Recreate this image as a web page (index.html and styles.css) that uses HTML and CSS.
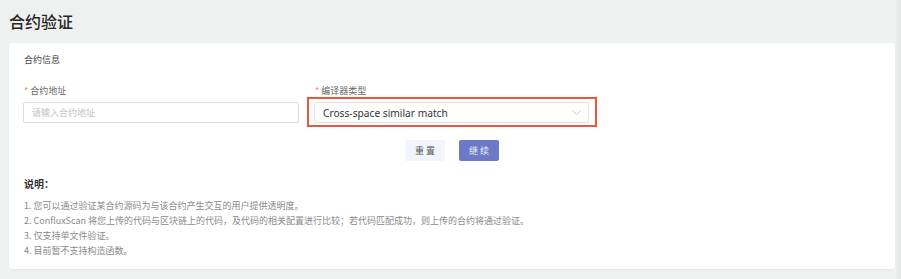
FILE: index.html
```html
<!DOCTYPE html>
<html lang="zh">

<head>
    <meta charset="UTF-8">
    <meta name="viewport" content="width=device-width, initial-scale=1.0">
    <title>合约验证</title>

    <link rel="stylesheet" href="styles.css">

</head>

<body>
    <div class="page">
        <h1 class="page-title">合约验证</h1>

        <div class="card">
            <div class="card-title">合约信息</div>

            <div class="form-row">
                <div class="field field-address">
                    <label class="field-label"><span class="req">*</span> 合约地址</label>
                    <input type="text" class="text-input" placeholder="请输入合约地址">
                </div>
                <div class="field field-compiler">
                    <label class="field-label"><span class="req">*</span> 编译器类型</label>
                    <div class="highlight">
                        <div class="select">
                            <span>Cross-space similar match</span>
                            <svg class="chevron" width="9" height="5" viewBox="0 0 9 5">
                                <path d="M0.5 0.5 L4.5 4.5 L8.5 0.5" fill="none" stroke="#c4c4c4" stroke-width="1"/>
                            </svg>
                        </div>
                    </div>
                </div>
            </div>

            <div class="actions">
                <button type="button" class="btn btn-reset">重 置</button>
                <button type="button" class="btn btn-primary">继 续</button>
            </div>

            <div class="notes">
                <div class="notes-title">说明：</div>
                <ol class="notes-list">
                    <li>1. 您可以通过验证某合约源码为与该合约产生交互的用户提供透明度。</li>
                    <li>2. ConfluxScan 将您上传的代码与区块链上的代码，及代码的相关配置进行比较；若代码匹配成功，则上传的合约将通过验证。</li>
                    <li>3. 仅支持单文件验证。</li>
                    <li>4. 目前暂不支持构造函数。</li>
                </ol>
            </div>
        </div>
    </div>
</body>

</html>
```

FILE: styles.css
```css
* {
    box-sizing: border-box;
}

body {
    margin: 0;
    background: #eff0f0;
    font-family: "Noto Sans CJK SC", "Noto Sans", sans-serif;
    color: #333;
}

.page {
    padding: 0 6px 0 9px;
    min-height: 279px;
    background: linear-gradient(to right, #eff0f0 896px, #e8eaea 897px);
}

.page-title {
    margin: 0;
    padding-top: 10px;
    height: 43px;
    font-size: 16px;
    font-weight: 500;
    line-height: 23px;
    color: #262626;
}

.card {
    background: #fff;
    border-radius: 3px;
    padding: 10px 15px 0 15px;
    height: 226px;
    box-shadow: 0 1px 2px rgba(0, 0, 0, 0.04);
}

.card-title {
    font-size: 9px;
    line-height: 13px;
    color: #444;
}

.form-row {
    display: flex;
    margin-top: 18px;
}

.field-label {
    display: block;
    padding-left: 1px;
    font-size: 9px;
    line-height: 13px;
    color: #666;
}

.req {
    color: #f0826f;
}

.field-address {
    margin-left: -1px;
    width: 276px;
}

.field-address .field-label {
    margin-bottom: 5px;
}

.text-input {
    display: block;
    width: 276px;
    height: 21px;
    border: 1px solid #dedede;
    border-radius: 2px;
    padding: 0 8px;
    font-family: inherit;
    font-size: 9px;
    color: #333;
    outline: none;
}

.text-input::placeholder {
    color: #c2c2c2;
}

.field-compiler {
    margin-left: 8px;
}

.field-compiler .field-label {
    padding-left: 8px;
}

.highlight {
    width: 290px;
    height: 30px;
    border: 2px solid #ea5640;
    padding: 3px 6px 2px 5px;
}

.select {
    display: flex;
    align-items: center;
    justify-content: space-between;
    height: 21px;
    border: 1px solid #e3e3e3;
    border-radius: 2px;
    padding: 0 7px 0 8px;
    font-family: "Noto Sans", sans-serif;
    font-size: 10.2px;
    color: #333;
}

.actions {
    display: flex;
    justify-content: center;
    gap: 14px;
    margin-top: 13px;
}

.btn {
    width: 40px;
    height: 21px;
    border: none;
    border-radius: 2px;
    font-family: inherit;
    font-size: 9px;
    padding: 0;
}

.btn-reset {
    background: #f3f5fc;
    color: #555;
}

.btn-primary {
    background: #6d79c6;
    color: #eef0fb;
}

.notes {
    margin-top: 16px;
}

.notes-title {
    font-size: 10px;
    font-weight: 700;
    line-height: 14px;
    color: #333;
}

.notes-list {
    list-style: none;
    margin: 7px 0 0 0;
    padding: 0;
    font-size: 9px;
    line-height: 15px;
    color: #8a8a8a;
}
```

*Stated problem:*
Output the lines above in full and exactly as given, omitting any pictures.

*The completed task:*
Recreate this image as a web page (index.html and styles.css) that uses HTML and CSS.
FILE: index.html
```html
<!DOCTYPE html>
<html lang="zh">

<head>
    <meta charset="UTF-8">
    <meta name="viewport" content="width=device-width, initial-scale=1.0">
    <title>合约验证</title>

    <link rel="stylesheet" href="styles.css">

</head>

<body>
    <div class="page">
        <h1 class="page-title">合约验证</h1>

        <div class="card">
            <div class="card-title">合约信息</div>

            <div class="form-row">
                <div class="field field-address">
                    <label class="field-label"><span class="req">*</span> 合约地址</label>
                    <input type="text" class="text-input" placeholder="请输入合约地址">
                </div>
                <div class="field field-compiler">
                    <label class="field-label"><span class="req">*</span> 编译器类型</label>
                    <div class="highlight">
                        <div class="select">
                            <span>Cross-space similar match</span>
                            <svg class="chevron" width="9" height="5" viewBox="0 0 9 5">
                                <path d="M0.5 0.5 L4.5 4.5 L8.5 0.5" fill="none" stroke="#c4c4c4" stroke-width="1"/>
                            </svg>
                        </div>
                    </div>
                </div>
            </div>

            <div class="actions">
                <button type="button" class="btn btn-reset">重 置</button>
                <button type="button" class="btn btn-primary">继 续</button>
            </div>

            <div class="notes">
                <div class="notes-title">说明：</div>
                <ol class="notes-list">
                    <li>1. 您可以通过验证某合约源码为与该合约产生交互的用户提供透明度。</li>
                    <li>2. ConfluxScan 将您上传的代码与区块链上的代码，及代码的相关配置进行比较；若代码匹配成功，则上传的合约将通过验证。</li>
                    <li>3. 仅支持单文件验证。</li>
                    <li>4. 目前暂不支持构造函数。</li>
                </ol>
            </div>
        </div>
    </div>
</body>

</html>
```

FILE: styles.css
```css
* {
    box-sizing: border-box;
}

body {
    margin: 0;
    background: #eff0f0;
    font-family: "Noto Sans CJK SC", "Noto Sans", sans-serif;
    color: #333;
}

.page {
    padding: 0 6px 0 9px;
    min-height: 279px;
    background: linear-gradient(to right, #eff0f0 896px, #e8eaea 897px);
}

.page-title {
    margin: 0;
    padding-top: 10px;
    height: 43px;
    font-size: 16px;
    font-weight: 500;
    line-height: 23px;
    color: #262626;
}

.card {
    background: #fff;
    border-radius: 3px;
    padding: 10px 15px 0 15px;
    height: 226px;
    box-shadow: 0 1px 2px rgba(0, 0, 0, 0.04);
}

.card-title {
    font-size: 9px;
    line-height: 13px;
    color: #444;
}

.form-row {
    display: flex;
    margin-top: 18px;
}

.field-label {
    display: block;
    padding-left: 1px;
    font-size: 9px;
    line-height: 13px;
    color: #666;
}

.req {
    color: #f0826f;
}

.field-address {
    margin-left: -1px;
    width: 276px;
}

.field-address .field-label {
    margin-bottom: 5px;
}

.text-input {
    display: block;
    width: 276px;
    height: 21px;
    border: 1px solid #dedede;
    border-radius: 2px;
    padding: 0 8px;
    font-family: inherit;
    font-size: 9px;
    color: #333;
    outline: none;
}

.text-input::placeholder {
    color: #c2c2c2;
}

.field-compiler {
    margin-left: 8px;
}

.field-compiler .field-label {
    padding-left: 8px;
}

.highlight {
    width: 290px;
    height: 30px;
    border: 2px solid #ea5640;
    padding: 3px 6px 2px 5px;
}

.select {
    display: flex;
    align-items: center;
    justify-content: space-between;
    height: 21px;
    border: 1px solid #e3e3e3;
    border-radius: 2px;
    padding: 0 7px 0 8px;
    font-family: "Noto Sans", sans-serif;
    font-size: 10.2px;
    color: #333;
}

.actions {
    display: flex;
    justify-content: center;
    gap: 14px;
    margin-top: 13px;
}

.btn {
    width: 40px;
    height: 21px;
    border: none;
    border-radius: 2px;
    font-family: inherit;
    font-size: 9px;
    padding: 0;
}

.btn-reset {
    background: #f3f5fc;
    color: #555;
}

.btn-primary {
    background: #6d79c6;
    color: #eef0fb;
}

.notes {
    margin-top: 16px;
}

.notes-title {
    font-size: 10px;
    font-weight: 700;
    line-height: 14px;
    color: #333;
}

.notes-list {
    list-style: none;
    margin: 7px 0 0 0;
    padding: 0;
    font-size: 9px;
    line-height: 15px;
    color: #8a8a8a;
}
```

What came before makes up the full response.